時代がすすむとともに京のまちは経済的な発展を遂げていきます。通り庭(玄関から裏庭までの土間の部分)に入ってすぐの場所は、店舗部分としてショールームや商談スペースとして使われました。一方、通り庭の奥の台所(走り庭)から先はプライベートな居住スペースですが、経済的に豊かになった人々は、ここに奥の庭や、庭に面した座敷、床の間を、職人の技を凝らして設えることで、四季の移り変わりの眺めや、お茶やお花、句会といった趣味を楽しむようになりました。こうして、京町家の「プラン」の原型ができあがっていきました。

外観的な特徴では、通り庇(ひさし)や出格子、虫籠窓、駒寄せなどがありますが、厳密なフォーマットがあるわけではありません。格子は家の中からは外の様子が分かる一方、外からは目隠しになることを考えたもの、また、虫籠窓は二階の通風や採光のためと同時に、近隣に火災が発生した際、延焼防止を考えたものと言われています。このように、地域コミュニティを含めた生活や、商売のことを考えた工夫の積み重ねが、現在の京町家の意匠として、いまに継承されています。

システム化されている京町家

工夫の積み重ねによってできた建築とはいえ、やはり統一感があるように見えるのが京町家の特徴です。その理由は、1708年の「宝永の大火」と、1788年の「天明の大火」にあります。二度の大火から復興する際に、短期間に大量の建築を行わなければならず、その際に意匠や寸法体系の「規格化」が行われたといわれます。さらに、維持補修の際にも部材が標準化されている方が都合が良いため、次第に建築とその維持修繕がシステム化されるようになりました。これが、整然と建ち並ぶように見える京町家の理由です。
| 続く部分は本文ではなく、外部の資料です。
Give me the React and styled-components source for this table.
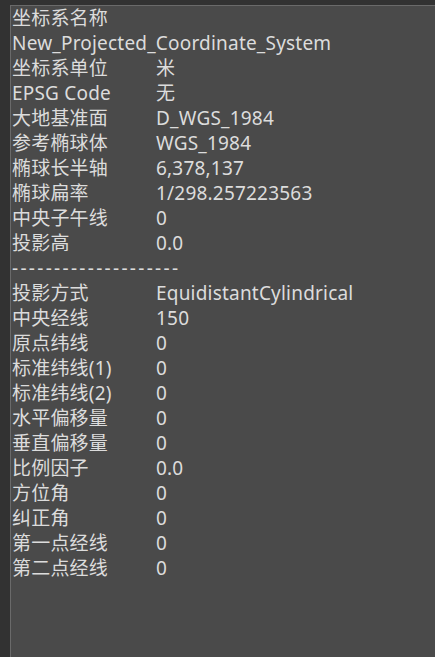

さらに、規格化・標準化することにより、柱などの木材や瓦、壁土などが再利用可能となりました。再利用されることにより、廃棄される材料は少なかったともいわれます。京町家は、いまでいうところの「地球にやさしい建築」でもあったわけです。

京町家のこれから

以上のように、京町家は維持修繕していきながら次の時代、世代に継承していくシステム化された建築です。このことは、今後もシステムとして京町家を引き継いでいける可能性を示しているといえます。そして、京町家を引き継いでいくということは、単に建築物を残存させるだけでなく、千年以上続いてきた都市文化の中で培われた、人々が職住共存しながら高密度に暮らす都市居住の文化や知恵を形として伝えることにつながります。

一方、四季折々の変化を愛でながら、「模様替え」など日々の生活に季節感を取り込んできた生活習慣は、一年中エアコンの中で暮らし、季節感が希薄になった私たちが、もっと見習うべきことかもしれません。さらに、ものづくりや商い、お祭りといった交流を通じてコミュニティと関わっていくために、家の一部をコミュニケーションの場として開放してきた間取りの考え方は、これからの都市生活や都市型住宅のヒントになるかもしれません。

このように、私たち中藏がとなえる「ひと、まち、わざをつなぐ」は、単に懐古趣味で京町家を残すことを推奨しているのではなく、そこに埋め込まれた「まちで暮らす知恵」を掘り起こし、自分たちの仕事に反映していきたいという思いがこもっているといえます。